## start

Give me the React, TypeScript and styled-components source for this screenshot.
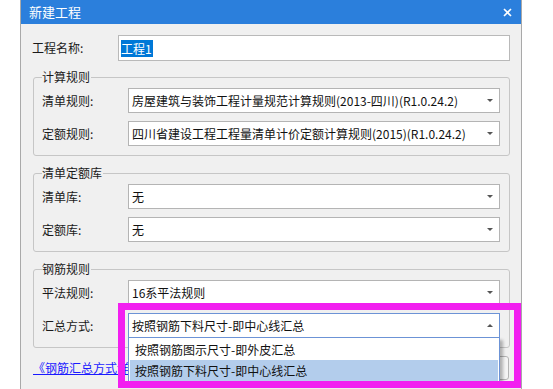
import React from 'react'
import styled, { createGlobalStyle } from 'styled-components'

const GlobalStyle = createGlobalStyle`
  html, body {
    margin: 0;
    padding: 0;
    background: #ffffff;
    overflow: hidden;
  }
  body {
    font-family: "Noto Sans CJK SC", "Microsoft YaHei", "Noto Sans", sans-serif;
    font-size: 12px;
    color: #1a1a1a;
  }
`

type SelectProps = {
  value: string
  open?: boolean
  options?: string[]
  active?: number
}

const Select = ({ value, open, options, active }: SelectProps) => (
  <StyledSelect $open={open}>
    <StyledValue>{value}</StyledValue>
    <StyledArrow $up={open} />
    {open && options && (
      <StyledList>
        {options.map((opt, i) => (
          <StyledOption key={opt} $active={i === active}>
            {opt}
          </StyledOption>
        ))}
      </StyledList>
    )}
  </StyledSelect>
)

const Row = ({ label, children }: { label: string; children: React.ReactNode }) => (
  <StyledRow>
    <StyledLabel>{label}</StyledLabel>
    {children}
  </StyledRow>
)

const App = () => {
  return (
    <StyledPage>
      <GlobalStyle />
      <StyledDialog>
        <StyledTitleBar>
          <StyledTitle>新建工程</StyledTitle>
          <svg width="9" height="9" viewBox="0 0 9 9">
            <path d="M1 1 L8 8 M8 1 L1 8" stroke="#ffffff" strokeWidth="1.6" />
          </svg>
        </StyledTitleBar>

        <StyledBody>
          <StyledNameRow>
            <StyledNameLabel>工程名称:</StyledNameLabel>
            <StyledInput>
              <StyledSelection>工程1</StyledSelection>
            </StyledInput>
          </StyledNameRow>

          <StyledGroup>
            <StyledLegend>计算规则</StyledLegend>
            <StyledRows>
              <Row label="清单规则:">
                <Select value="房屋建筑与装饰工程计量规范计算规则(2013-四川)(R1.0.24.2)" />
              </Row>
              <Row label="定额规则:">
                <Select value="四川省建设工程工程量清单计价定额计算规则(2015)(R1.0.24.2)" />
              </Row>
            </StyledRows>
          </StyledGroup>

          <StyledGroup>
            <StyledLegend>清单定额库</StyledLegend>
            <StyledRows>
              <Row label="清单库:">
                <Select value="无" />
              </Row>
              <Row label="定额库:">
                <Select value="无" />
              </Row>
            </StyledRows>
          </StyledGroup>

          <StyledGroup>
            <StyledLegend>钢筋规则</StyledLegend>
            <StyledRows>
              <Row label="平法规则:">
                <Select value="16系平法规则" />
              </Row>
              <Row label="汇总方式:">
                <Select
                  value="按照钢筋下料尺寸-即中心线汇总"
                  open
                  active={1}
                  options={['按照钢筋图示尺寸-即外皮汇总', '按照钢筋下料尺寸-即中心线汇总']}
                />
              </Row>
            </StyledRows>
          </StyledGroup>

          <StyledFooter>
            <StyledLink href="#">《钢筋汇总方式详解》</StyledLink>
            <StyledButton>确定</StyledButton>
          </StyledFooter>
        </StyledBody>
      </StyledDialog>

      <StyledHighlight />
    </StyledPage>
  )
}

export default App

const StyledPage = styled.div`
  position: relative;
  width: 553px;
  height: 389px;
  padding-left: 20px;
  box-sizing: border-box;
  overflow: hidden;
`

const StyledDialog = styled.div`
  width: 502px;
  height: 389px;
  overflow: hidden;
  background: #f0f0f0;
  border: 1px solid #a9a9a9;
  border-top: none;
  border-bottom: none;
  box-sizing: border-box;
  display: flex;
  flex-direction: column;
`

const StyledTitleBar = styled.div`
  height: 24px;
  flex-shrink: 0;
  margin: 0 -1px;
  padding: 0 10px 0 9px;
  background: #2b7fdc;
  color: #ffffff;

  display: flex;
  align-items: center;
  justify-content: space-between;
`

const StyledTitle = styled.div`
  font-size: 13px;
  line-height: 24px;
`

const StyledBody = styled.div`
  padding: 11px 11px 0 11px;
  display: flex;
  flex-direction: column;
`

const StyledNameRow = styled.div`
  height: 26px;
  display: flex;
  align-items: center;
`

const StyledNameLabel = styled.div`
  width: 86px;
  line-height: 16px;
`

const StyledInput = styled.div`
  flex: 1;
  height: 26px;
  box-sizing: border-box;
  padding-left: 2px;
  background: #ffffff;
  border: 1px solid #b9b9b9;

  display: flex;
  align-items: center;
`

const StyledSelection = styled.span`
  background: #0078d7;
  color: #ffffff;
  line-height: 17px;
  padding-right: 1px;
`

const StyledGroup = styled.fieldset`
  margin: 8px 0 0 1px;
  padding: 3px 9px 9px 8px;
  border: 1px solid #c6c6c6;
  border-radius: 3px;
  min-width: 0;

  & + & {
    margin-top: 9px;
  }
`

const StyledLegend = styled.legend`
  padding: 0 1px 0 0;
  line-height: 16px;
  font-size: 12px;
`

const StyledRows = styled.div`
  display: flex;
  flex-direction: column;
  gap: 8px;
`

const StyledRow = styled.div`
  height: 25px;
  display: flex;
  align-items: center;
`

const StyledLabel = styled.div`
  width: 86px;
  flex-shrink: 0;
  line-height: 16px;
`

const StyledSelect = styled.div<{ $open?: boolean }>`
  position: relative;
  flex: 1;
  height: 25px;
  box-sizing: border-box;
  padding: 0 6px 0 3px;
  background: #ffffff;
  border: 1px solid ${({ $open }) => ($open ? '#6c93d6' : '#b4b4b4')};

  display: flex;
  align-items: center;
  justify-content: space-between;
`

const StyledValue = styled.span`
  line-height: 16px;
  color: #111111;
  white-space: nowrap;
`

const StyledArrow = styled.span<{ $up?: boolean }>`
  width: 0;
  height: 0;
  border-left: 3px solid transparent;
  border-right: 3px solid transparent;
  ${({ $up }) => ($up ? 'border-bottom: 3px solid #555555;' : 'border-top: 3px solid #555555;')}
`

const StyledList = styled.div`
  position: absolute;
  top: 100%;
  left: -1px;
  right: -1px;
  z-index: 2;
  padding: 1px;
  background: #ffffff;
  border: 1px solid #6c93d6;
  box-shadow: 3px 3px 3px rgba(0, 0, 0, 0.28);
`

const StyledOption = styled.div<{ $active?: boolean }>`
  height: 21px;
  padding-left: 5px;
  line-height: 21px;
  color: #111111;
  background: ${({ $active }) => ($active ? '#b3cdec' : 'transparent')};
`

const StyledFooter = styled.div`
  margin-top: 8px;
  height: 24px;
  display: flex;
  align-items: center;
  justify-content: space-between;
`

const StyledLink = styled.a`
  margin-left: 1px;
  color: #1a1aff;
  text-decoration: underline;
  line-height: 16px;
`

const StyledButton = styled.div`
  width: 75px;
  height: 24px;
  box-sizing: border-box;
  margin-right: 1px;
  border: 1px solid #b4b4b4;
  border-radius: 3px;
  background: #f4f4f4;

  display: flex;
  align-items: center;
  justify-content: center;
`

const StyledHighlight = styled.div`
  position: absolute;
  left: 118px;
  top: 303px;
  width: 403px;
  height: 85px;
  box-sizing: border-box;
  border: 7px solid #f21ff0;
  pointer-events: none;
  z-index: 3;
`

## end
## start

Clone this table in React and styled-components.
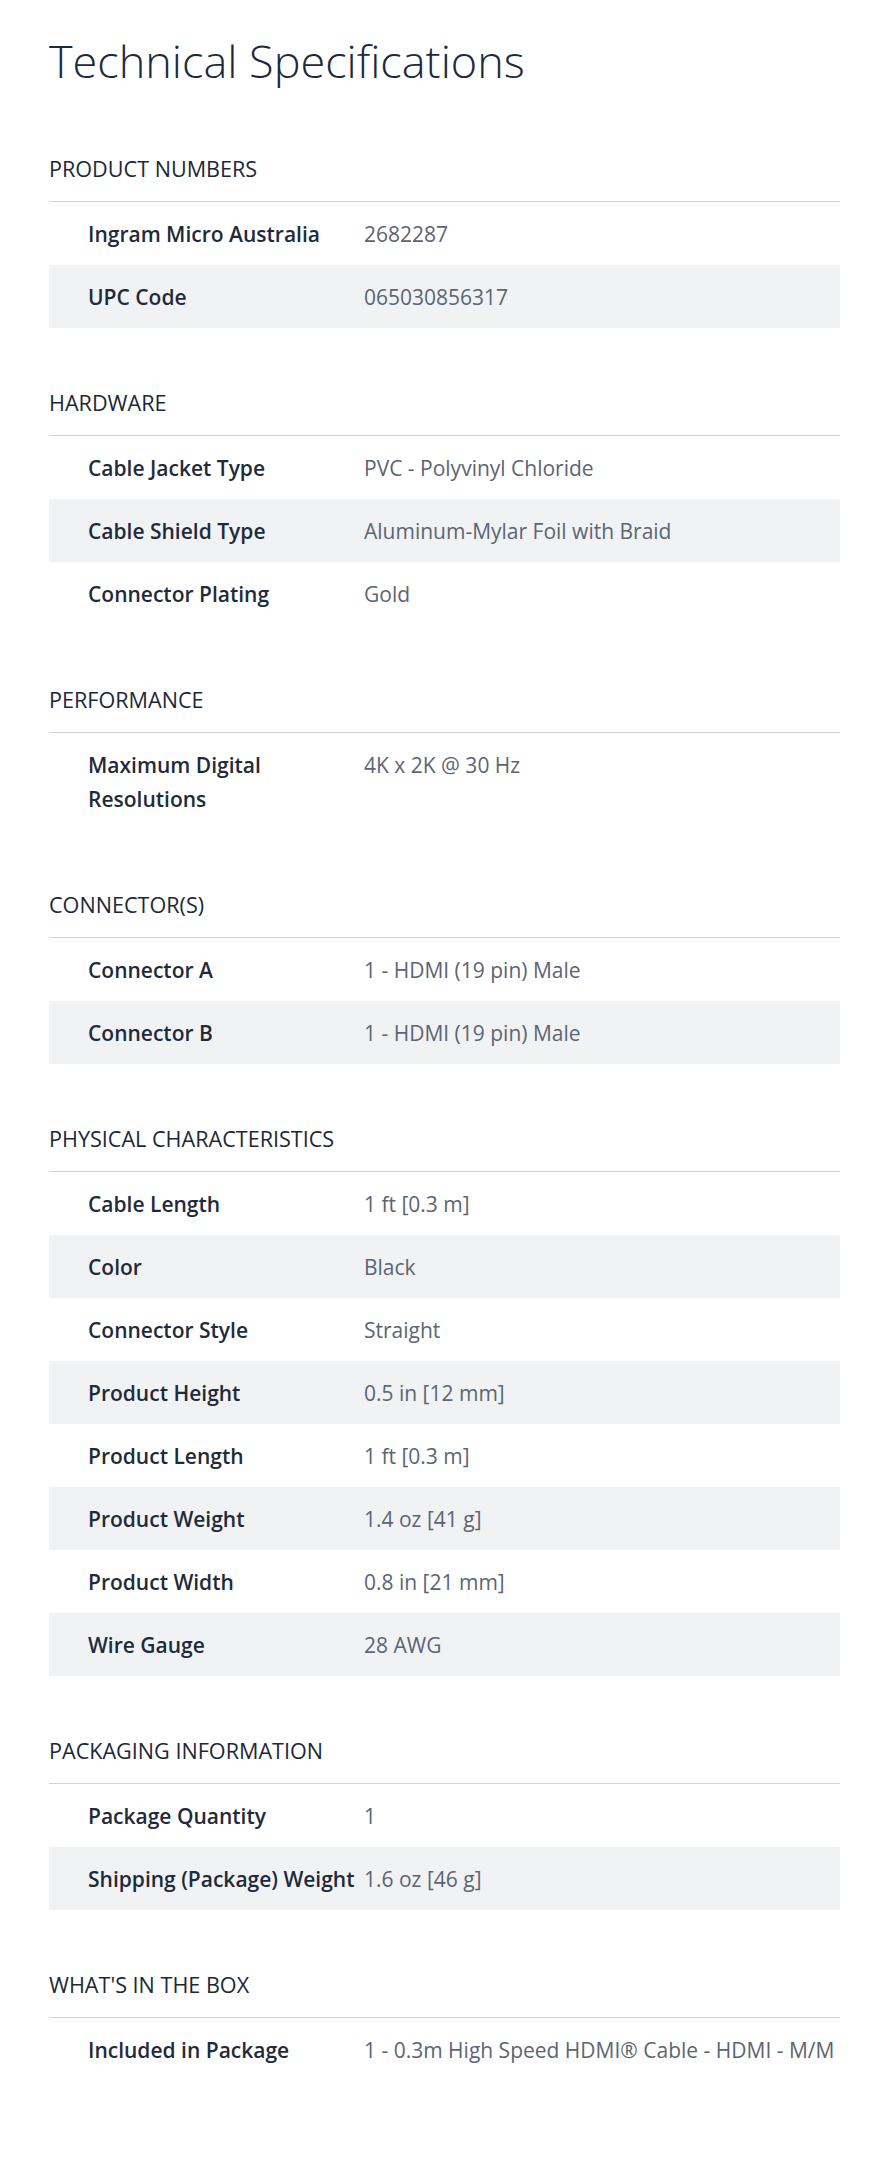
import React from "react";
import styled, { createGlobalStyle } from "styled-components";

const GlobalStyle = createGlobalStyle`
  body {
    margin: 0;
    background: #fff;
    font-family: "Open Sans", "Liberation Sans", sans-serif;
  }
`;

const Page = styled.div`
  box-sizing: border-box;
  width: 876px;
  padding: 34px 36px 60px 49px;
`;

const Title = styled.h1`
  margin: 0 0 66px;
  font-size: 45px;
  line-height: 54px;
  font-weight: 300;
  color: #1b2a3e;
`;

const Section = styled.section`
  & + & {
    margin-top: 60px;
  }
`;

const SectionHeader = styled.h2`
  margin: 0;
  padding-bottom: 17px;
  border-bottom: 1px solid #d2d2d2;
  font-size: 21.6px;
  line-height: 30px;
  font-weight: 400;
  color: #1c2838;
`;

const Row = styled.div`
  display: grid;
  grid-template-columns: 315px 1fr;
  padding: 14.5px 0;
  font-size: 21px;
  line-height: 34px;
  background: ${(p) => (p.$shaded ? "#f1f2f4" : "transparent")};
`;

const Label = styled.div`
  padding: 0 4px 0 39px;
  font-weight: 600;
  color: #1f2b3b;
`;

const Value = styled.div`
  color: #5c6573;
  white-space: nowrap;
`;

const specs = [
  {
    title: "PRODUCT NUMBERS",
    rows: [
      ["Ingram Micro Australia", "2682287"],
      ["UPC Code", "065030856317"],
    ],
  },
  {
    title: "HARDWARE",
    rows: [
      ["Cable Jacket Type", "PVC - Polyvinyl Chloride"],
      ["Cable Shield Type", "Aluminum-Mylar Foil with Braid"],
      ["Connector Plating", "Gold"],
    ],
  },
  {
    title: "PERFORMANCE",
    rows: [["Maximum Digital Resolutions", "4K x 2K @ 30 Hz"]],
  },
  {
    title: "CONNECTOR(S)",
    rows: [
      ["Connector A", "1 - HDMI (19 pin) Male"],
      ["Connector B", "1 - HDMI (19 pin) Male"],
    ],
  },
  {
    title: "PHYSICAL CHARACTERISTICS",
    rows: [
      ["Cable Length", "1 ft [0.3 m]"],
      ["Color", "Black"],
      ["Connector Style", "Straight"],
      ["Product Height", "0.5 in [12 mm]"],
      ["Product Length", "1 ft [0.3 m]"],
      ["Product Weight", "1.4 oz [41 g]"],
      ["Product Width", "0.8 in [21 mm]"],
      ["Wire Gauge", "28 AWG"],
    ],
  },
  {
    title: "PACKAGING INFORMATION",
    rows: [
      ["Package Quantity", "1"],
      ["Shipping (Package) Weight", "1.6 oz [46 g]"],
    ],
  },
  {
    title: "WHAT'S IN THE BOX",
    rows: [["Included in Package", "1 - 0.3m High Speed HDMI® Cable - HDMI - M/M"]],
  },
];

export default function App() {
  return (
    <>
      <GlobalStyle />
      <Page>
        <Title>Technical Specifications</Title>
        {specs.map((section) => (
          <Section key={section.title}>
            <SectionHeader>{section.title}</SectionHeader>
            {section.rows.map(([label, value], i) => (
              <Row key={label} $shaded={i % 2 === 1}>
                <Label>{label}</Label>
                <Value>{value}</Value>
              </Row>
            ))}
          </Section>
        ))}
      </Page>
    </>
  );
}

## end

Set problem. Take every line containing the word "React" and copy it.

Solution for this exercise.
Give me the React, TypeScript and styled-components source for this screenshot.
import React from 'react'
const Row = ({ label, children }: { label: string; children: React.ReactNode }) => (
Clone this table in React and styled-components.
import React from "react";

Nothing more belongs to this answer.